STATED TASK: Copy out exactly the lines from the start of the data to the line containing "const crumbs = ['机', '软件". Include both.

====

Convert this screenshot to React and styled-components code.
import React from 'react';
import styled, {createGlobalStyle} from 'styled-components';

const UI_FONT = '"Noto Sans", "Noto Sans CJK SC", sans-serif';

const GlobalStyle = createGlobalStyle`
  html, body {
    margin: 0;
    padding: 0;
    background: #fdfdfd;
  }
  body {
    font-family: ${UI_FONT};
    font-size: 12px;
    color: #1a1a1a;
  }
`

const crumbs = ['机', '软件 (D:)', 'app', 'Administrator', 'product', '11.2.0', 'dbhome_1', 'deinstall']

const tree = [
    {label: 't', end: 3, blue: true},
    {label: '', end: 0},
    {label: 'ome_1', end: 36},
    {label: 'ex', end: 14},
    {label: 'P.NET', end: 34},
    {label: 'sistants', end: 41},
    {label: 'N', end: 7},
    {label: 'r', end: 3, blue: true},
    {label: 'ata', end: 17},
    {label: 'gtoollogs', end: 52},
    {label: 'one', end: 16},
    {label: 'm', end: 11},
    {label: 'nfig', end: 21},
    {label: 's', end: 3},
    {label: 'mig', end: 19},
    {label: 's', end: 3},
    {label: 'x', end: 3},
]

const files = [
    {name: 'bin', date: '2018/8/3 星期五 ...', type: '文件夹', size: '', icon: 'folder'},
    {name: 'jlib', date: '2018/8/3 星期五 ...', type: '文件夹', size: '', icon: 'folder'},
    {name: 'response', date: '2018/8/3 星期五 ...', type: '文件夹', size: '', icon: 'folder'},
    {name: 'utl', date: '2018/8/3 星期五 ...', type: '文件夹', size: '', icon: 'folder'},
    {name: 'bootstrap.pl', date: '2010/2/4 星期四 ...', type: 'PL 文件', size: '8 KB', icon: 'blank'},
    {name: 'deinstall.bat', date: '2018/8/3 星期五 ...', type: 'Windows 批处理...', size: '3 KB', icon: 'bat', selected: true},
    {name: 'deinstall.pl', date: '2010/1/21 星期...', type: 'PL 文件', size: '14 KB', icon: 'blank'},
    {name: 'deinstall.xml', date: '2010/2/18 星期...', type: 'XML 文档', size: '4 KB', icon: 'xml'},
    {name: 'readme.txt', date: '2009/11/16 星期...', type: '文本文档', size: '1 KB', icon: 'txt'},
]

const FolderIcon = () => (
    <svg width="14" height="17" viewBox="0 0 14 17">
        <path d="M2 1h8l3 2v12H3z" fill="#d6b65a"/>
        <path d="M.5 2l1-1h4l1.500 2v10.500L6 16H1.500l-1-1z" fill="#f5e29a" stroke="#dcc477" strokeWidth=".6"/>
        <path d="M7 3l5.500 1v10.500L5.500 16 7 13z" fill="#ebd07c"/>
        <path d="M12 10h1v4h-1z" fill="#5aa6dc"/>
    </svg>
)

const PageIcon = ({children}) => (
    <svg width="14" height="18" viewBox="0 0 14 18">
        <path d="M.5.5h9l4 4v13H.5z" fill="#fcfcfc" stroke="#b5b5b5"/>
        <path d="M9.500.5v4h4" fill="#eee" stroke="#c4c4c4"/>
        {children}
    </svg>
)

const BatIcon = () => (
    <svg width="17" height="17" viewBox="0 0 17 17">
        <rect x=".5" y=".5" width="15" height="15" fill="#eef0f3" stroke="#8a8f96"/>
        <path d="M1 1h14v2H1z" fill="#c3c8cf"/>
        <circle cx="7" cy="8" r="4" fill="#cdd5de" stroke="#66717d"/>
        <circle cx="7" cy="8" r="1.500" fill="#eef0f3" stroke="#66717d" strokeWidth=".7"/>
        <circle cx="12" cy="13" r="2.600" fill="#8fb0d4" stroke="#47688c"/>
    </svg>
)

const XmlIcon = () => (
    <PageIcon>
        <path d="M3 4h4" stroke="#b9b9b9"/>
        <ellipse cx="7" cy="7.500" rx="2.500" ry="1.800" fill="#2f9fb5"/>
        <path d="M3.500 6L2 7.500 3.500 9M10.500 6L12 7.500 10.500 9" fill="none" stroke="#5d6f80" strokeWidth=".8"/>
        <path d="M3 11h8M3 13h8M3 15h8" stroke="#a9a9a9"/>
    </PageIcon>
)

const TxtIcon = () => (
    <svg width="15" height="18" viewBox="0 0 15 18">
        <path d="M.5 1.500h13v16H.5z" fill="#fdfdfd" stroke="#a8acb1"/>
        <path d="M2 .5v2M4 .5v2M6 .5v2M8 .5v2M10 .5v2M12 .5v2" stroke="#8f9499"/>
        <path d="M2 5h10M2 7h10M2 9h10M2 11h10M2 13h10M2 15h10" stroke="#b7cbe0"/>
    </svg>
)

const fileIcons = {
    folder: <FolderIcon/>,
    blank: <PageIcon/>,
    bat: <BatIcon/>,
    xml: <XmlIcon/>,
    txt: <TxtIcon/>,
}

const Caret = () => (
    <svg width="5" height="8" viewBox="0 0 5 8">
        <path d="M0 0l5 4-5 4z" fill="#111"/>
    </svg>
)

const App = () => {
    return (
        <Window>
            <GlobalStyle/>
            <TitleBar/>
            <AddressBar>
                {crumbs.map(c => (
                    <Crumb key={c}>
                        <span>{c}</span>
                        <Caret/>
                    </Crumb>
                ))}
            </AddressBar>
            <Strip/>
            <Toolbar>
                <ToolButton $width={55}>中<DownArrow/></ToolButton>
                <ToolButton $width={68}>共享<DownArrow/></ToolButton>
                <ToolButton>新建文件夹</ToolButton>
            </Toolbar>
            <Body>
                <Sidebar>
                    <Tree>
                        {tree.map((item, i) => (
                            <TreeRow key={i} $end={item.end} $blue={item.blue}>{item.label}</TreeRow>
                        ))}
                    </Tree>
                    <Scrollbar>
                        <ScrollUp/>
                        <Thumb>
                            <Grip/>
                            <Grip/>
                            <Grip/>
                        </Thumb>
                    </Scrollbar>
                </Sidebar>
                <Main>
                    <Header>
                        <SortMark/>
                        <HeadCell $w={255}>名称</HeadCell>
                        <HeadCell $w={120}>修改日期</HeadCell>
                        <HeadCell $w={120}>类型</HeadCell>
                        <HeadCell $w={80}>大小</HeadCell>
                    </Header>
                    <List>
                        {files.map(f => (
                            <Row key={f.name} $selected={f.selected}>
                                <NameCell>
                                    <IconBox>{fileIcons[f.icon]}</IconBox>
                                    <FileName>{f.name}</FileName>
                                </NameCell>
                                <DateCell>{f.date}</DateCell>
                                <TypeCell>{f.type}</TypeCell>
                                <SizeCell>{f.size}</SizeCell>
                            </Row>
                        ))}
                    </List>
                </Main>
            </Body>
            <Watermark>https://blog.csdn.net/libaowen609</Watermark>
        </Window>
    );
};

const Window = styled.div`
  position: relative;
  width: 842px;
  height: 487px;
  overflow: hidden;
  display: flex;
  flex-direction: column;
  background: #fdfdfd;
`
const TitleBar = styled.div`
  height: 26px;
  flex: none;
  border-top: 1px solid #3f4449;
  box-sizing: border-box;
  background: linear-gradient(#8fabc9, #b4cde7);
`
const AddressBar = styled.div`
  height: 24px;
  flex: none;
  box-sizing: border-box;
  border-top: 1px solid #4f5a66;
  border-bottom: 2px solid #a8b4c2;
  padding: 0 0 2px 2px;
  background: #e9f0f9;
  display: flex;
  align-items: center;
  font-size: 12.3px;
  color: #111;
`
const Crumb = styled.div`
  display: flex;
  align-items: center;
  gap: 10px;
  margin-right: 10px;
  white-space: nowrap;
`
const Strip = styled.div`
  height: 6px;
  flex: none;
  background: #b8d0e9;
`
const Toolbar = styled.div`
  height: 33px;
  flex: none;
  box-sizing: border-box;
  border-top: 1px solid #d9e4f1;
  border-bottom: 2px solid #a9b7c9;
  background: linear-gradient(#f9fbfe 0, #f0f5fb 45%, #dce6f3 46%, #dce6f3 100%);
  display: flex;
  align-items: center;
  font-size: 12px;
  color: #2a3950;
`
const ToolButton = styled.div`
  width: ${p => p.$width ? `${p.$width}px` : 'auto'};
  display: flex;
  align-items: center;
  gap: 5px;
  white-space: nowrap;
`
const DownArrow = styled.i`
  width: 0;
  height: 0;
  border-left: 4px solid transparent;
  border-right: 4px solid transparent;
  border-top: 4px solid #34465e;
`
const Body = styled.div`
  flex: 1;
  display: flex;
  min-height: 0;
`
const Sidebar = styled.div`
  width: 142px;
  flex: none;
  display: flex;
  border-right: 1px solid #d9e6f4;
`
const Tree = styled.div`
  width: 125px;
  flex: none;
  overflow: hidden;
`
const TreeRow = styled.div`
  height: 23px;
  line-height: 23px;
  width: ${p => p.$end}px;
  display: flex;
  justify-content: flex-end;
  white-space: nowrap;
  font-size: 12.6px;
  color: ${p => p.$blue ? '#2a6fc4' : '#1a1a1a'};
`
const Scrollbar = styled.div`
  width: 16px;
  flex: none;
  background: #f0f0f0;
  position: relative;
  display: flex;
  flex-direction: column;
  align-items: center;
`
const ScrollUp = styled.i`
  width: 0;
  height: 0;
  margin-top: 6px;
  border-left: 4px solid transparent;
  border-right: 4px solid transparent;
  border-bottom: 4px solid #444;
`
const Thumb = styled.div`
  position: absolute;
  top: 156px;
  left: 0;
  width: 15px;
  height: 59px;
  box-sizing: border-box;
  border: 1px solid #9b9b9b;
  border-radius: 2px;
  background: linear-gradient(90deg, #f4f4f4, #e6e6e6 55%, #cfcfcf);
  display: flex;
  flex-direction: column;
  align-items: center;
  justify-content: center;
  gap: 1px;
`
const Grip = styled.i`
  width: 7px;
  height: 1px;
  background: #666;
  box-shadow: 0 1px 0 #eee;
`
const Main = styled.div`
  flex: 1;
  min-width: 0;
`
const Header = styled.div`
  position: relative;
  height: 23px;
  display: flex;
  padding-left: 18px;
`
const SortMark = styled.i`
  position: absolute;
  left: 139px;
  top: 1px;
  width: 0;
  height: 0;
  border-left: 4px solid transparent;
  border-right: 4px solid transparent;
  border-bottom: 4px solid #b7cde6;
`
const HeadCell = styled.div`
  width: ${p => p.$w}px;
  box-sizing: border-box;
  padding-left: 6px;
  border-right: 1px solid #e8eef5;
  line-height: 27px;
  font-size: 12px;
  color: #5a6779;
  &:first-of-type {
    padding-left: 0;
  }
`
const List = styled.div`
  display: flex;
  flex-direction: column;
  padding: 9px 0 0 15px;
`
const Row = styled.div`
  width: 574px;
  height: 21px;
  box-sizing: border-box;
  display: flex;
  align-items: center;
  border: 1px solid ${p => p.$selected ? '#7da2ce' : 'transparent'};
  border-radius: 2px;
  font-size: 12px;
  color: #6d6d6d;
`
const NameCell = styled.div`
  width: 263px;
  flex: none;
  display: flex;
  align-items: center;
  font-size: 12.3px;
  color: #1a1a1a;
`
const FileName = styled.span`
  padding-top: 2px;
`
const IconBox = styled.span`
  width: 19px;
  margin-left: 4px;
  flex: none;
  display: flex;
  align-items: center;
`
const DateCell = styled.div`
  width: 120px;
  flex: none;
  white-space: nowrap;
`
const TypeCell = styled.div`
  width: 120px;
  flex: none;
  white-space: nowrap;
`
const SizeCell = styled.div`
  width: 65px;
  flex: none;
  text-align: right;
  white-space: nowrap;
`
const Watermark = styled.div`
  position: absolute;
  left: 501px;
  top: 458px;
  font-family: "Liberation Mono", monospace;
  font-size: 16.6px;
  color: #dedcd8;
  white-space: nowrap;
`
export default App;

====

SOLUTION TO THE PROBLEM:
Convert this screenshot to React and styled-components code.
import React from 'react';
import styled, {createGlobalStyle} from 'styled-components';

const UI_FONT = '"Noto Sans", "Noto Sans CJK SC", sans-serif';

const GlobalStyle = createGlobalStyle`
  html, body {
    margin: 0;
    padding: 0;
    background: #fdfdfd;
  }
  body {
    font-family: ${UI_FONT};
    font-size: 12px;
    color: #1a1a1a;
  }
`

const crumbs = ['机', '软件 (D:)', 'app', 'Administrator', 'product', '11.2.0', 'dbhome_1', 'deinstall']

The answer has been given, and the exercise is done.